During one of the major feasts of Islam in April 1637, Peter Mundy witnessed a huge noisy procession of elephants and men going to the mosque from the palace during the rule of Sultan Iskandar Thani, who owned a thousand captive elephants. He described in great detail this marvelous parade, and it is worthwhile to glimpse the festivities through his eyes to get a sense of these royal processions: “… Then came a squadron of Elephantts with certain things like little low turretts on their backes, and in each of them a souldier in redde with a launce in his hand standing upprightt, a shash [turban] on his head part gold…,” Mundy wrote. “The first rancke of Elephantts (they going by 4 in a rank) had each of them 2 greatt swords, or rather long Iron Sithes Fastned to their tusks.… Next after these came another Number of Elephantts with little turretts or Cradles on their backes allsoe, somewhatt high railed, whereon were placed smalle gunnes … with a man to manage them. Affter these other elephantts with more turretts with 2 men in each … then other Elephantts with long flags … Affter these came a Multitude with gunnes, and then as many with very long pikes … Amongst all were led many good horses with ritch saddles and Furniture; then a guard of Eunuches on horsebacke withoutt saddles … Then commeth the King on a greatte and stately Elephantt, richly adorned and covered all downe to the Feete.… Hee was mounted alofft on a ritch seatt which was covered overhead with a very ritch high Double Pavilion or arche …

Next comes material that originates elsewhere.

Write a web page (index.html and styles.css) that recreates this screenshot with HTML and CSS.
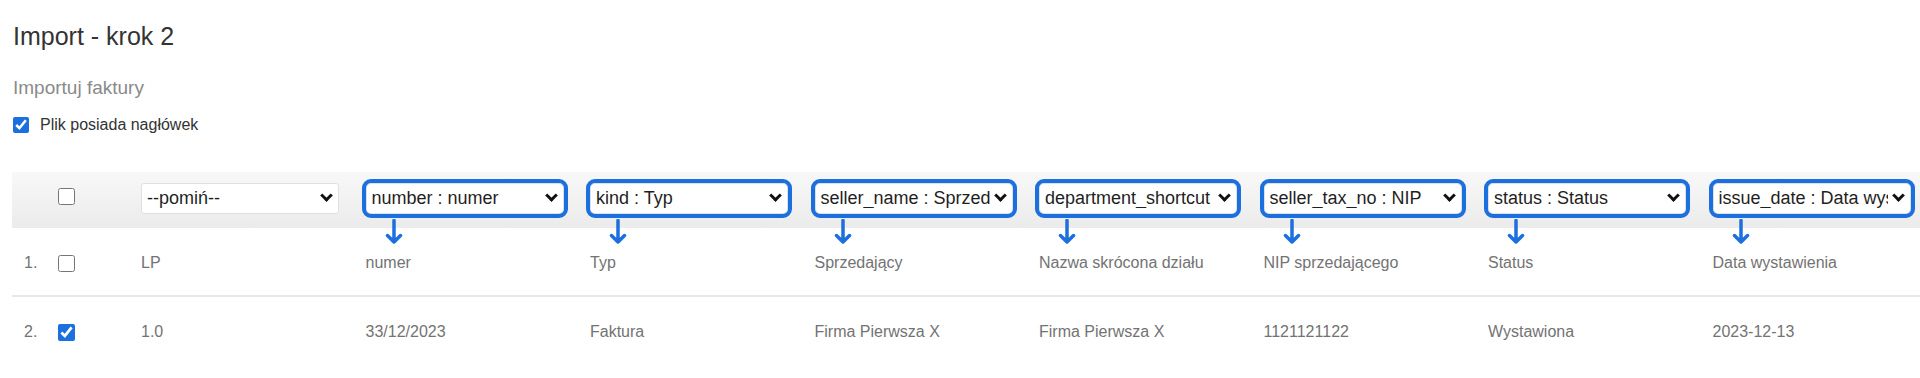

“Att his Issuing Forth the Musick played, some of them by turnes and others alltogether … all the afforesaid musick Discordantt, Clamorous, and full of Noise. The Marche was alsoe very confuzed and on heapes, there beeing scar[c]e room and tyme For order. However, it was all rare and straunge to behold,
viz.
, the Multitude of greatt Elephantts accoutred and armed after severall Manners, Weapons and Ornamentts, costly Furniture, ett., there beeing Nere as Many More Elephantts allsoe fitted for this shew (thatt could nott Marche with the rest For lack of roome) which stood in sundry places by while the others passed.”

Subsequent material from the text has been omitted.